Paris, Thomas Jolly, 1667-1671.

4 parts bound in 3 volumes 4to [222 x 178 mm], I/ 1 frontispiece, (11) ff., 593 pp., (3) pp.; II/ (8) ff., 539 pp., 5 folding maps, 14 plates; III/ (9) ff., 317 pp., (9) pp., (4) ff., 362 pp., (7) ff., 4 folding plates. Small hole in p. 122 of part 3. Bound in contemporary stiff vellum, edges mottled.

First complete edition of « one of the most valuable work we possess on the West Indies ». (Sabin 21458).
Streit, Bibliotheca Missionum, 2001; Leclerc, Bibliotheca Americana, 1314; Picot, Catalogue Rothschild, 1984.

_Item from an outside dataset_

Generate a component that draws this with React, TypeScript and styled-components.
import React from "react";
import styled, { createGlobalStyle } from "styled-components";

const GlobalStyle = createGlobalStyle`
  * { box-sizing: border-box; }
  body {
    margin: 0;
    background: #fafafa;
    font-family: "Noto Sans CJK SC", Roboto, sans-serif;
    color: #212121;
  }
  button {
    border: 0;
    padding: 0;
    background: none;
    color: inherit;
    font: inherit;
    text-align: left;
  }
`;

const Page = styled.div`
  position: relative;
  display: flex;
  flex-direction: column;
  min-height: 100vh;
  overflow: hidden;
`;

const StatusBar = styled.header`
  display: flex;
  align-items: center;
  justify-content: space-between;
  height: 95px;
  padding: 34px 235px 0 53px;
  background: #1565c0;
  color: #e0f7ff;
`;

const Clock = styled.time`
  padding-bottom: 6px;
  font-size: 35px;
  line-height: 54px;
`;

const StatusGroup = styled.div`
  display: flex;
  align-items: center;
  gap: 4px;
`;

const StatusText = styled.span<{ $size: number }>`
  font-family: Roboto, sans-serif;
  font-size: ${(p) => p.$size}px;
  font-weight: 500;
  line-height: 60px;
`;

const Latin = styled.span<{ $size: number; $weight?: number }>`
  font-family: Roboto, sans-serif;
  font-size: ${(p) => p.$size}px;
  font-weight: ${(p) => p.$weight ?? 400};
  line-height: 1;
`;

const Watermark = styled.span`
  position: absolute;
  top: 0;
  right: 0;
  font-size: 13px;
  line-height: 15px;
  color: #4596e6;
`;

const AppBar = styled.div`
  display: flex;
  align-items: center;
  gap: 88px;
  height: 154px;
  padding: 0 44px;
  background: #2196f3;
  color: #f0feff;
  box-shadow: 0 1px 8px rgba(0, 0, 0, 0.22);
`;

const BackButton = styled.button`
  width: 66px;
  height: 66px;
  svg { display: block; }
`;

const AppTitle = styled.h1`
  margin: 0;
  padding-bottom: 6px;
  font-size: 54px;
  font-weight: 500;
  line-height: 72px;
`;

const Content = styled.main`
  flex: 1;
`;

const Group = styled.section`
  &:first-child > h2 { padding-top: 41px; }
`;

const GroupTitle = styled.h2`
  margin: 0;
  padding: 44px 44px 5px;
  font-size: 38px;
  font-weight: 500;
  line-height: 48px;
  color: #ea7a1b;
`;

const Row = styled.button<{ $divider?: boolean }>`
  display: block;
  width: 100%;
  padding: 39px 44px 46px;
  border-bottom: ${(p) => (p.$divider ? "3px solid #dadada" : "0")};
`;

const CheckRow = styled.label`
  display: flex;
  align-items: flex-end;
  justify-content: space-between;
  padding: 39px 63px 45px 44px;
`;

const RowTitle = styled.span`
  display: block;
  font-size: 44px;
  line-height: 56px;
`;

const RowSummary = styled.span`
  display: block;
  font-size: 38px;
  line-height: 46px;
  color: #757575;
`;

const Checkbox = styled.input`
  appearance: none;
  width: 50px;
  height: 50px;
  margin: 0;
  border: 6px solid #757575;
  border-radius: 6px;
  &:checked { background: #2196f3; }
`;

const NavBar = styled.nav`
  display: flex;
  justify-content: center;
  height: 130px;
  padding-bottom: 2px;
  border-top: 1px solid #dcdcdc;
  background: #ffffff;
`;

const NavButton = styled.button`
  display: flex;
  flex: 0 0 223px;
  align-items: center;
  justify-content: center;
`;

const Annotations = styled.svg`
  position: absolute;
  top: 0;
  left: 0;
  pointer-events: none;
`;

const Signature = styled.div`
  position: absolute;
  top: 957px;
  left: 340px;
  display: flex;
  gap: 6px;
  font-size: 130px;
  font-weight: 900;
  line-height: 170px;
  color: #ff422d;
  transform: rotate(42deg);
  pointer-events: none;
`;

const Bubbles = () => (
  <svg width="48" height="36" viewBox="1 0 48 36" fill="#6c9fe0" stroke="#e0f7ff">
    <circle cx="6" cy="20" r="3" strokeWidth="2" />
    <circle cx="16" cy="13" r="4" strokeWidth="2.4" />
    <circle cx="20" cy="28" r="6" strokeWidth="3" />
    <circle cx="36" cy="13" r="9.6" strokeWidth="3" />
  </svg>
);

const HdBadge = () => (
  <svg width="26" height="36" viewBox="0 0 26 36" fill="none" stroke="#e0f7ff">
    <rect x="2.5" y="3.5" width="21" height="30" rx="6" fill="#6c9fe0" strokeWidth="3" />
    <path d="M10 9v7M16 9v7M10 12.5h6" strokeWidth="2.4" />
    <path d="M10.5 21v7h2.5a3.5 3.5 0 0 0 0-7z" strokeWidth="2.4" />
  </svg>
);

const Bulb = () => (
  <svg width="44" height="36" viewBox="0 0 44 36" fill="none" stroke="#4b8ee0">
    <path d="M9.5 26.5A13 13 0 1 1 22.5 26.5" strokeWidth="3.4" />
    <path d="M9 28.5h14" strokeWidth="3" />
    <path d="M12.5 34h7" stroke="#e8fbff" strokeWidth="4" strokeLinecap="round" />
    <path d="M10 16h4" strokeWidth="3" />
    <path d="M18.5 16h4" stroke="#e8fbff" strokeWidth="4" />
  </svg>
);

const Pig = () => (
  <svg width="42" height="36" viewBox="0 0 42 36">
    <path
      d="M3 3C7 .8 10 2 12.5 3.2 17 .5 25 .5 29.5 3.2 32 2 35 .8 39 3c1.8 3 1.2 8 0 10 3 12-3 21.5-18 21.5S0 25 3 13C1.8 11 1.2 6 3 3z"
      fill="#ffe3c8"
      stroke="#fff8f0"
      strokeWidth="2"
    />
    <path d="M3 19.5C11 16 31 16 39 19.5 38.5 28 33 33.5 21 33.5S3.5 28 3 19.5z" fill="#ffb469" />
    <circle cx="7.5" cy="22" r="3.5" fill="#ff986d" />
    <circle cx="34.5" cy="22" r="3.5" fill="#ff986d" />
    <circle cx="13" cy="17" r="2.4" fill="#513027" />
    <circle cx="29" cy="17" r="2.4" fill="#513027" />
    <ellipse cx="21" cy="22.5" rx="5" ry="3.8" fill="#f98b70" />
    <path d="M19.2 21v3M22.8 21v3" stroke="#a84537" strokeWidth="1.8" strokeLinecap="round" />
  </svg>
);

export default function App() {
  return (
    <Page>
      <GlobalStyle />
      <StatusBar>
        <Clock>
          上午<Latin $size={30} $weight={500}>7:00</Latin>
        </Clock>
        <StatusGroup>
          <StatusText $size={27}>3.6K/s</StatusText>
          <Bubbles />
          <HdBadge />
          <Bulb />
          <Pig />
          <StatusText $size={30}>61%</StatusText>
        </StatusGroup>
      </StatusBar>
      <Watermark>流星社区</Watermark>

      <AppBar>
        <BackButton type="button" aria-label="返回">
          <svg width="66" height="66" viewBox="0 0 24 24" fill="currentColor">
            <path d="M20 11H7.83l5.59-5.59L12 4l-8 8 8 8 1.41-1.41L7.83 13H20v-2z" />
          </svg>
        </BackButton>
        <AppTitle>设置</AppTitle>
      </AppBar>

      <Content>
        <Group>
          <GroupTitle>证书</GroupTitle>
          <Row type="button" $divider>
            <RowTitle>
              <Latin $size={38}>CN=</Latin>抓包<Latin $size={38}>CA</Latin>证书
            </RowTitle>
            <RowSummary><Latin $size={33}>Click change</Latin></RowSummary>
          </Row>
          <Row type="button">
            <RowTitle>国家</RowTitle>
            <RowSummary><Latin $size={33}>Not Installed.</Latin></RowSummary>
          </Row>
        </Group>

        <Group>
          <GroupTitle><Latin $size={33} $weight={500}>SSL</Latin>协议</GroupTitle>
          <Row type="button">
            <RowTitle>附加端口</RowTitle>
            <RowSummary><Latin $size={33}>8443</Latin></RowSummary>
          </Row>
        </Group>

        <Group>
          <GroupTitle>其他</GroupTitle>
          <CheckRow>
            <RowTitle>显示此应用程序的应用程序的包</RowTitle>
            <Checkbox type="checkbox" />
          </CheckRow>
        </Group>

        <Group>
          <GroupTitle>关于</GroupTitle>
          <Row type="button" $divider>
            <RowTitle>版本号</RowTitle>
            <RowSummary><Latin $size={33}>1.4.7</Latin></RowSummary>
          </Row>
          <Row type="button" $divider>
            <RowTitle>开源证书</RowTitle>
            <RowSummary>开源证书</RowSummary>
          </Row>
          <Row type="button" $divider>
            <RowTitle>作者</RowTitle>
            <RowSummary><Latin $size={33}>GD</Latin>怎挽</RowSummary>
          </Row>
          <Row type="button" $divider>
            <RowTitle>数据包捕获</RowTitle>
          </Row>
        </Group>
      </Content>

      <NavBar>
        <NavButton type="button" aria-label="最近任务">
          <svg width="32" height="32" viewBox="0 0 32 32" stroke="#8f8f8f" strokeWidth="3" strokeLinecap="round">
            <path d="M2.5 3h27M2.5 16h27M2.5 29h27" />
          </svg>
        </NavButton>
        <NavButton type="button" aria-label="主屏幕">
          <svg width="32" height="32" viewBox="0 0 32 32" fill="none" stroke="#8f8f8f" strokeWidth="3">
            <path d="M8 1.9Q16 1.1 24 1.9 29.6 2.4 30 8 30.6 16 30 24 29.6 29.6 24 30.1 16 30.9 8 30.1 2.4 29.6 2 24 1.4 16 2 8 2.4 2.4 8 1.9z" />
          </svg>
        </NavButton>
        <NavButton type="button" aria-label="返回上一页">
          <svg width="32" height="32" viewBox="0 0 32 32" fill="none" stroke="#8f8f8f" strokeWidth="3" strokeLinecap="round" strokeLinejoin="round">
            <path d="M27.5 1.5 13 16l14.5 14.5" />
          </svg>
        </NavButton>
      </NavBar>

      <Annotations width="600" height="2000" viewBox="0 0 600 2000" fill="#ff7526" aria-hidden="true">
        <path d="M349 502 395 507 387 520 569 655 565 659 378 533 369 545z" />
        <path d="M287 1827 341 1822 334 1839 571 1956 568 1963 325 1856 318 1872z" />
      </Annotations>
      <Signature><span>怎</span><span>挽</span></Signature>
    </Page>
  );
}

It is very difficult to find a complete copy of this work.

« The two last volumes of this work (one of the most valuable we possess on the West Indies) were published in 1671 and are extremely scarce; complete sets are difficult to be met with, and bear a high price » Rich.

Du Tertre was born in Calais in 1610. He took holy orders and his superiors sent him to the West Indies where he spent 18 years, from 1640 to 1658. He came up with plenty of information about the natural history of these islands and the customs of the inhabitants.

The illustration consists of an engraved frontispiece, 5 folding maps and 18 plates, of which 9 are folded.

A precious copy of this fundamental work for the history of the West Indies, uniformly bound at the time in full stiff vellum.